I have certainly known this reality in my own life, over and over again, and I wonder if you have, too? Have you experienced times in your life when change was inflicted upon you or even when you gave yourself willingly over to transformation and what felt like an ending became a source of new life, beauty, and hope, what seemed like a stump became a source of new life?
I can’t help but wonder if the people who were flocking out to hear that grumpy John the Baptist preach in the wilderness weren’t longing for some of this, sensing that God was already at work in the world around them, in the foundations of their faith, as John prepared the way for Jesus the coming Messiah. Did they sense the shifting foundations? Were they hopeful for the dramatic transformation that was coming?

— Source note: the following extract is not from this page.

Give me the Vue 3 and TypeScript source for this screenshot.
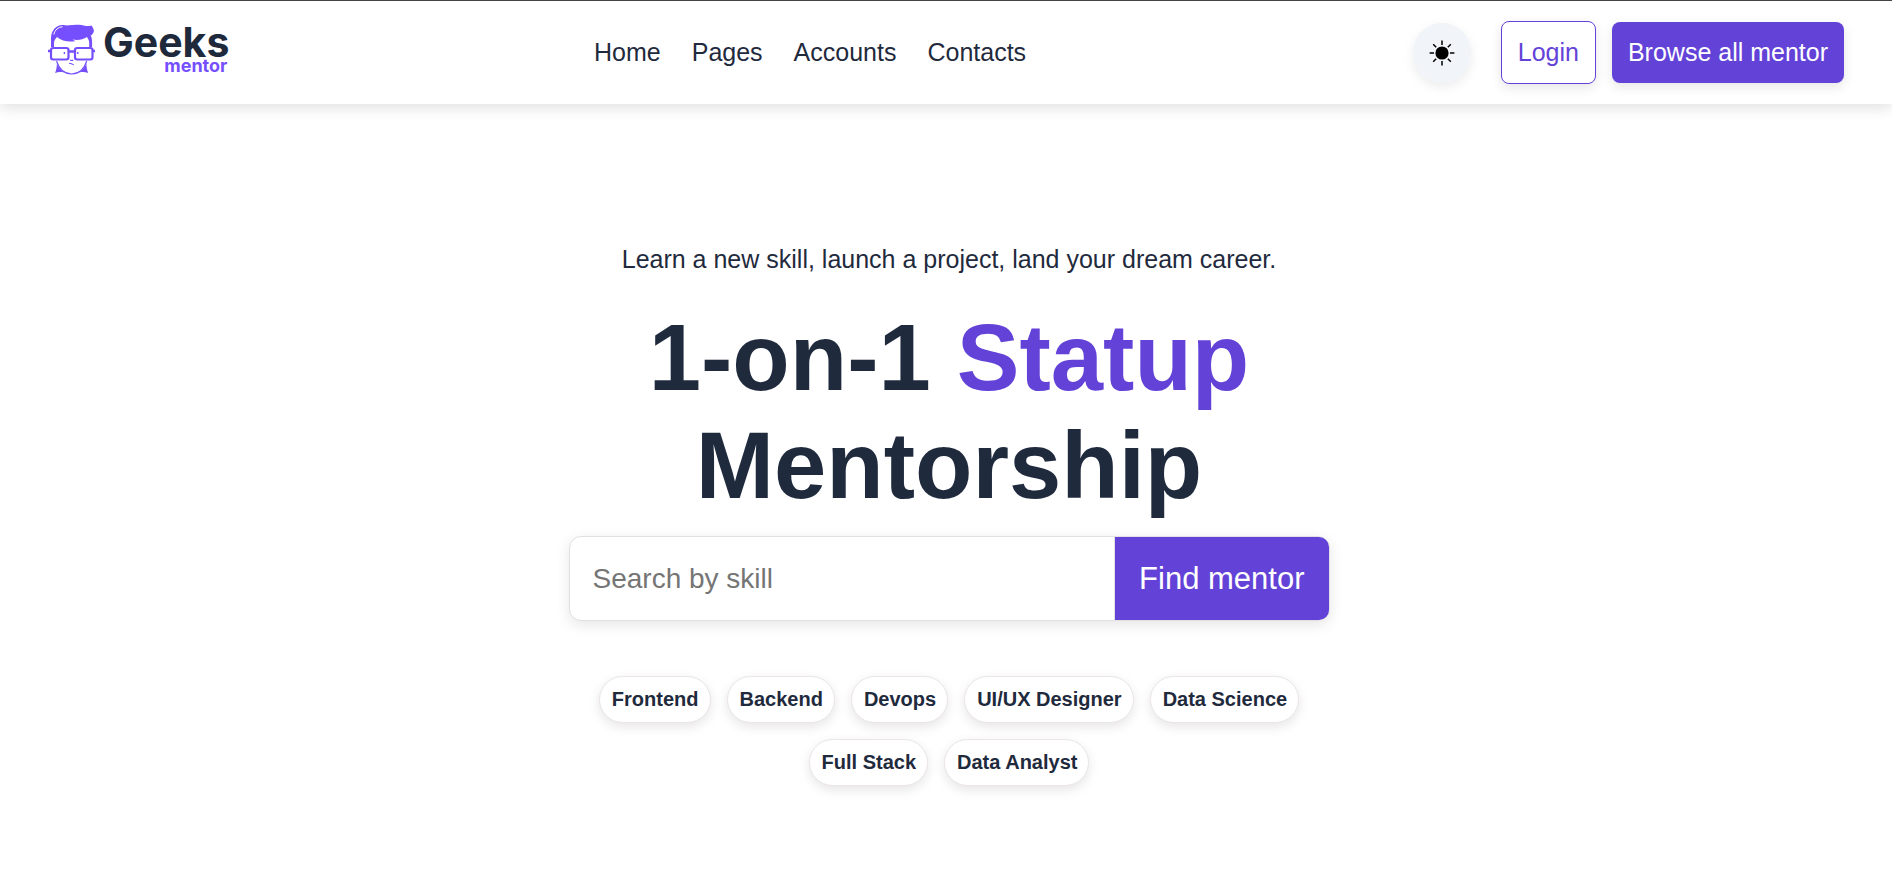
<script setup lang="ts">
import { ref } from 'vue'

const links: string[] = ['Home', 'Pages', 'Accounts', 'Contacts']
const skills: string[] = [
  'Frontend',
  'Backend',
  'Devops',
  'UI/UX Designer',
  'Data Science',
  'Full Stack',
  'Data Analyst',
]
const query = ref('')
</script>

<template>
  <div class="page">
    <header class="header">
      <a class="logo" href="#" aria-label="Geeks mentor">
        <svg class="face" viewBox="0 0 47 52" fill="none" stroke="#754ffe" aria-hidden="true">
          <path
            fill="#754ffe"
            stroke="none"
            d="M3 23V14C3.200 6.500 8 1.200 14.500 1c2.500-.2 4 .7 6.500.3 6-.9 12-.8 17 .7 2.800 0 4.200-.4 5.600-.6.5 1.200 2.200 3.200 2.400 5.600-.8 2.800-2 4-3.300 4.600 1.200 2.500 1.600 4.500 1.400 11.400h-2.900v-4.500c-.2-2.500-1.200-3.800-2.200-5.500-4.500 3-9.500 3.300-14.500 2.500 1 .8 2 1.300 3.200 1.600-7 1.400-14-.1-18.700-4.100C7.200 15 6.200 16.500 6 19v4z"
          />
          <path stroke="#fff" stroke-width="1" d="M5.800 10.500C7 5.800 10 3.200 14.500 2.800" />
          <rect x="3" y="24" width="17.500" height="11.500" rx="2.200" stroke-width="2.200" />
          <rect x="27" y="24" width="17.500" height="11.500" rx="2.200" stroke-width="2.200" />
          <path stroke-width="2.600" d="M20.500 27.500h6.500M0 27h3M44 27h3" />
          <path stroke-width="1.400" d="M16.400 28v2M29.800 28v2" />
          <path stroke-width="1.100" d="M22.200 36q1.600 1 3 0M21 39.300q2.600.2 4.800 1.600" />
          <path stroke-width="1.100" d="M8.600 37C11 45 16.500 49.800 23.700 50 31 49.800 36.300 45 38.700 37" />
          <path
            fill="#754ffe"
            stroke="none"
            d="M8.900 39.500c1.600 4 4 6.800 7.200 9-3-.6-6-.6-9 .4 1.200-2.900 1.800-6 1.800-9.400zM38.400 39.500c-1.600 4-4 6.800-7.200 9 3-.6 6-.6 9 .4-1.200-2.900-1.800-6-1.800-9.400z"
          />
        </svg>
        <span class="wordmark">
          <span class="brand">Geeks</span>
          <span class="sub">mentor</span>
        </span>
      </a>

      <nav class="nav">
        <a v-for="link in links" :key="link" href="#">{{ link }}</a>
      </nav>

      <div class="actions">
        <button class="theme" type="button" aria-label="Toggle theme">
          <svg viewBox="0 0 26 26" aria-hidden="true">
            <circle cx="13" cy="13" r="6.600" />
            <path
              d="M13 .6v4.400M13 21v4.400M.6 13h4.400M21 13h4.400M4.200 4.200l3 3M18.800 18.800l3 3M4.200 21.800l3-3M18.800 7.200l3-3"
              stroke="#000"
              stroke-width="1.500"
            />
          </svg>
        </button>
        <button class="btn outline" type="button">Login</button>
        <button class="btn solid" type="button">Browse all mentor</button>
      </div>
    </header>

    <main class="hero">
      <p class="lead">Learn a new skill, launch a project, land your dream career.</p>
      <h1>1-on-1 <span>Statup</span><br />Mentorship</h1>
      <form class="search" @submit.prevent>
        <input v-model="query" type="text" placeholder="Search by skill" aria-label="Search by skill" />
        <button type="submit">Find mentor</button>
      </form>
      <ul class="tags">
        <li v-for="skill in skills" :key="skill">
          <button type="button">{{ skill }}</button>
        </li>
      </ul>
    </main>
  </div>
</template>

<style>
body {
  margin: 0;
  background: #fff;
}
</style>

<style scoped>
.page {
  font-family: "Liberation Sans", Arial, sans-serif;
  color: #1f2a3d;
}
.page * {
  box-sizing: border-box;
}
button,
input {
  font: inherit;
}
button {
  cursor: pointer;
}
.header {
  display: flex;
  align-items: center;
  justify-content: space-between;
  min-height: 104px;
  padding: 0 48px;
  border-top: 1px solid #444;
  background: #fff;
  box-shadow: 0 4px 14px rgba(0, 0, 0, 0.12);
}
.logo {
  display: flex;
  align-items: flex-start;
  gap: 8px;
  padding-bottom: 6px;
  text-decoration: none;
  font-family: Inter, sans-serif;
  font-weight: 700;
}
.face {
  width: 47px;
  height: 52px;
}
.wordmark {
  display: flex;
  flex-direction: column;
  align-items: flex-end;
}
.brand {
  font-size: 41px;
  line-height: 36px;
  color: #1e293b;
}
.sub {
  padding-right: 2px;
  font-size: 18px;
  line-height: 12px;
  color: #754ffe;
}
.nav {
  display: flex;
  gap: 31px;
  font-size: 25px;
}
.nav a {
  color: inherit;
  text-decoration: none;
}
.actions {
  display: flex;
  align-items: center;
  gap: 16px;
  font-size: 25px;
}
.theme {
  display: grid;
  place-items: center;
  width: 58px;
  height: 60px;
  margin: 0 14px 0 22px;
  padding: 0;
  border: 0;
  border-radius: 50%;
  background: #f1f5f9;
  box-shadow: 0 4px 12px rgba(0, 0, 0, 0.08);
}
.theme svg {
  width: 26px;
  height: 26px;
}
.btn {
  padding: 16px;
  border: 0;
  border-radius: 8px;
  line-height: 29px;
  box-shadow: 0 4px 12px rgba(0, 0, 0, 0.1);
}
.outline {
  border: 1px solid #6342d8;
  background: #fff;
  color: #6342d8;
}
.solid {
  background: #6342d8;
  color: #fff;
}
.hero {
  display: flex;
  flex-direction: column;
  align-items: center;
  padding: 139px 0 96px 6px;
}
.lead {
  margin: 0;
  font-size: 25px;
  line-height: 32px;
}
h1 {
  margin: 29px 0 16px;
  font-size: 94px;
  line-height: 108px;
  text-align: center;
}
h1 span {
  color: #6342d8;
}
.search {
  display: flex;
  width: 100%;
  max-width: 761px;
  border: 1px solid #e2e0e2;
  border-radius: 12px;
  background: #fff;
  box-shadow: 0 4px 14px rgba(0, 0, 0, 0.1);
}
.search input {
  flex: 1;
  min-width: 0;
  padding: 0 23px;
  border: 0;
  border-right: 1px solid #e2e0e2;
  border-radius: 12px 0 0 12px;
  background: transparent;
  font-size: 28px;
}
.search input::placeholder {
  color: #757575;
}
.search button {
  padding: 24px;
  border: 0;
  border-radius: 0 10px 10px 0;
  background: #6342d8;
  color: #fff;
  font-size: 31px;
  line-height: 35px;
}
.tags {
  display: flex;
  flex-wrap: wrap;
  justify-content: center;
  gap: 16px;
  width: 100%;
  max-width: 761px;
  margin: 55px 0 0;
  padding: 0;
  list-style: none;
}
.tags button {
  display: block;
  padding: 10px 11px 11px 12px;
  border: 1px solid #ebe4e8;
  border-radius: 24px;
  background: #fff;
  color: inherit;
  font-size: 20px;
  font-weight: 700;
  line-height: 24px;
  box-shadow: 0 4px 12px rgba(0, 0, 0, 0.1);
}
</style>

At our diocesan convention a few weeks ago, our Bishop Frank Logue and two of his canons all spoke at length about the seismic changes that have happened in our greater Episcopal church since Covid. They spoke about the shock and dismay that they felt when they compared attendance and budget numbers for the diocese from 2019 with those of 2021. Those numbers would suggest a rapid decline across the diocese. They also shared stories of new life, new hope, of God’s continued faithfulness in congregations across the diocese, and they shared stories of how God was bringing new life out of stumps. I will confess that I felt a little disconnected from all of this at diocesan convention, and I have wrestled with it since then.
While the decline in numbers was certainly true for us in 2021, it is not where we find ourselves here and now, as we close out 2022. In fact, these days, I’m pleasantly surprised to find that our attendance numbers are close to where they were in 2019, and our finances are in pretty good shape. And yet, we find ourselves dramatically changed from the pandemic. While it might seem like things are “back to normal” here, we’re different. We now have three Sunday morning services instead of two. We find ourselves living into slightly different rhythms; we have the addition of a virtual congregation, which we never had before; and weekly attendance rhythms have changed, especially for our families with children still at home. There is still a sort of stumpishness (through this change that has been inflicted upon us) clinging to us after Covid, that may never dissipate.
I invite you to join me in contemplating this and praying about it. In this season of hope and expectation, may we, too, be curious about the invitation from grumpy John the Baptist, a challenge to be open to God’s transforming work. May we be visionaries like Marlin Miller, looking to see the beautiful new creation that God can reveal to us in the living scars of the stumps of Covid. May we trust in God, who gives us strong roots of faith and tradition to anchor us even as God calls new life forth in, through, and among us.